All python sdk tests passed.
Updated by Radhika Chippada over 8 years ago
- Status changed from New to In Progress
Updated by Radhika Chippada over 8 years ago
- % Done changed from 0 to 100
- Status changed from In Progress to Resolved
Applied in changeset arvados|commit:be87361dedf4e35405616e802fba12dedf86dfde.
Updated by Tom Morris over 8 years ago
Do we need test coverage here? Was test writing the reason it was estimated at a full story point?
Do we need to improve our process so that we test with Docker releases when they hit beta (or no later than immediately after they're released) or should we instead have a compatibility matrix which shows which versions we've tested with and are supported? Docker's such a critical component for the system that I think we need to have a good story here.

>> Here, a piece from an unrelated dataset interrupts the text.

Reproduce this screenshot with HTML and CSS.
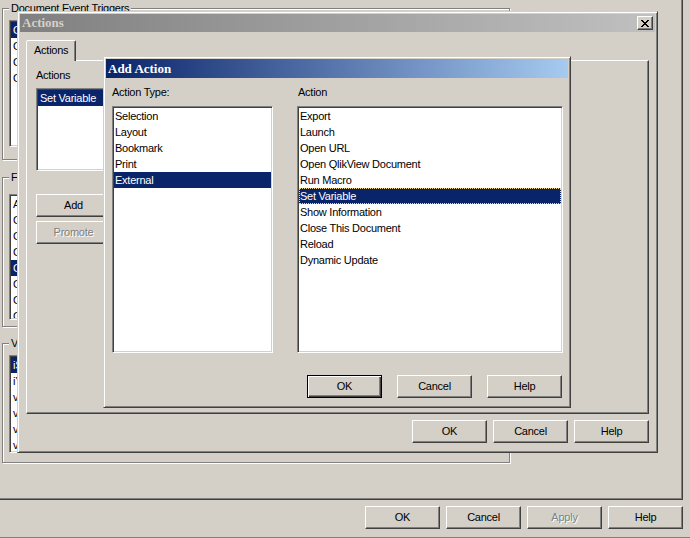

The current release is 1.11.2 and 1.12 is up to RC5 https://github.com/docker/docker/releases/tag/v1.12.0-rc5
1.10 was released Feb. 4 after four release candidates over a two week period, so has been in the wild for a number of months.
Updated by Brett Smith over 8 years ago
Tom Morris wrote:
Do we need test coverage here?
Yes. arv keep docker
registers Docker images in Arvados. It is critical to building workflows under both Crunch v1 and v2. No other tool does its job, so if it fails, users are up a creek.
Was test writing the reason it was estimated at a full story point?
My recollection is that it was pointed at one point primarily because of uncertainty. There was a possibility that additional code would be necessary to achieve full Docker 1.10+ compatibility. The conservative pointing was intended to help compensate for this.
Do we need to improve our process so that we test with Docker releases when they hit beta (or no later than immediately after they're released) or should we instead have a compatibility matrix which shows which versions we've tested with and are supported?
It would be an improvement. Docker's development pace vastly exceeds ours; in the less than two years we've integrated with it, there have been two breaking compatibility changes like this (the other was #4196).
#9428 would also help mitigate the risk of compatibility drift, by having this client tool talk to a specific version of the Docker API directly, rather than calling out to the Docker CLI.
Docker's such a critical component for the system that I think we need to have a good story here.
The current release is 1.11.2 and 1.12 is up to RC5 https://github.com/docker/docker/releases/tag/v1.12.0-rc5
1.10 was released Feb. 4 after four release candidates over a two week period, so has been in the wild for a number of months.
Part of why we've been dragging our feet is that the image file format change means that we have to devise and write a way to convert Docker images that are already registered in extant Arvados clusters, and so far there hasn't been demand for that. That's #8567.